What are you replaying in your mind? Is it the moments of negativity that dominate your thought life? Or will you balance them out with things that are noble, that are right, that are lovely, that are pure, that are commendable and excellent?
Garments of praise for a spirit of heaviness
There’s nothing that restores joy faster or more effectively than a spirit of gratitude. For all the things we may have lost in our lives, and there may be many, we still have so many amazing gifts in our lives. The breath in our lungs today. That friend who made us laugh when we caught up. The way our children smiled at us this morning. The people who we’ve been able to encourage and help. The love of God towards us that has never left us, even in our time of deepest sorrow. The calling on our lives that still remains even though we feel like we’ve disqualified ourselves so profoundly. The people in our lives who do love us. The friends who listen. The wife or husband who stays constant.
Man, you can’t read some of those without noticing your feelings change, can you? The grateful heart isn’t naive to what you’ve lost, but it isn’t ignorant of what you’ve been given.
Remember how loved and blessed you really are.
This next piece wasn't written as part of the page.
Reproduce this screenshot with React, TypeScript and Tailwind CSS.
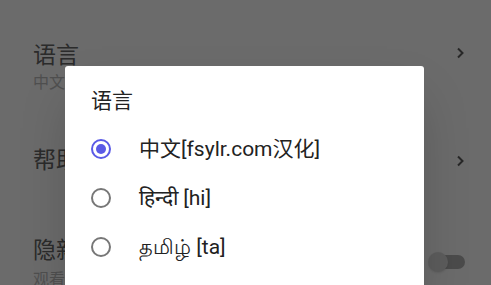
import { useState } from "react";

const cjk = "font-['Roboto','Noto_Sans_CJK_SC',sans-serif]";

const languages = [
  { code: "zh", label: "中文[fsylr.com汉化]" },
  { code: "hi", label: "हिन्दी [hi]" },
  { code: "ta", label: "தமிழ் [ta]" },
];

function Chevron() {
  return (
    <svg width="9" height="12" viewBox="0 0 9 12" className="shrink-0">
      <polyline points="2,1.5 6.5,6 2,10.5" fill="none" stroke="#5e5e5e" strokeWidth="2" />
    </svg>
  );
}

export default function App() {
  const [selected, setSelected] = useState("zh");

  return (
    <div className={`relative h-[285px] w-[491px] overflow-hidden bg-white ${cjk}`}>
      {/* Settings list underneath */}
      <div className="flex flex-col pl-[33px] pr-[26px]">
        <div className="flex items-start justify-between pt-[44px]">
          <div>
            <div className="text-[23px] leading-[24px] text-[#666]">语言</div>
            <div className="mt-[6px] text-[16px] leading-[18px] text-[#bdbdbd]">中文[fsylr.com汉化]</div>
          </div>
          <div className="pt-[3px]">
            <Chevron />
          </div>
        </div>
        <div className="flex items-center justify-between pt-[57px]">
          <div className="text-[23px] leading-[24px] text-[#666]">帮助</div>
          <Chevron />
        </div>
        <div className="flex items-start justify-between pt-[66px]">
          <div>
            <div className="text-[23px] leading-[24px] text-[#666]">隐新</div>
            <div className="mt-[8px] text-[16px] leading-[18px] text-[#bdbdbd]">观看</div>
          </div>
          <div className="relative mt-[13px] flex h-[20px] w-[37px] items-center justify-end">
            <div className="h-[14px] w-[30px] rounded-full bg-[#b4b4b4]" />
            <div className="absolute left-0 top-0 h-[20px] w-[20px] rounded-full bg-[#dcdcdc] shadow" />
          </div>
        </div>
      </div>

      {/* Scrim */}
      <div className="absolute inset-0 bg-black/[0.58]" />

      {/* Dialog */}
      <div className="absolute left-[65px] top-[66px] w-[359px] rounded-[3px] bg-white pb-6 pl-[26px] pt-[23px] shadow-2xl">
        <div className="text-[21px] leading-[24px] text-[#222]">语言</div>
        <div className="mt-[11px] flex flex-col">
          {languages.map((lang) => {
            const on = lang.code === selected;
            return (
              <button
                key={lang.code}
                onClick={() => setSelected(lang.code)}
                className="flex h-[49px] items-center text-left"
              >
                <span
                  className={`flex h-[20px] w-[20px] shrink-0 items-center justify-center rounded-full border-2 ${
                    on ? "border-[#5a5ae6]" : "border-[#777]"
                  }`}
                >
                  {on && <span className="h-[10px] w-[10px] rounded-full bg-[#5a5ae6]" />}
                </span>
                <span className="ml-[28px] text-[21px] leading-[24px] text-[#222]">{lang.label}</span>
              </button>
            );
          })}
        </div>
      </div>
    </div>
  );
}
When you’ve lost your joy, perhaps it’s in your place of gratitude and praise that you’ll find the mourning turned into dancing, the weeping in the night replaced by the joy that comes in the morning.
All of us go through times in our lives where joy doesn’t seem as readily available to us, but hopefully in this one there’s been a thought that’s been helpful to you. These are some things that have helped me go through some very dark seasons in my life and come out with my joy intact. I pray that you remember who you are and get your wonderful smile back.
What are some ways you’ve found helpful to restore your joy? What are some things you’ve seen help others? Don’t be shy – what you share may be someone else’s freedom.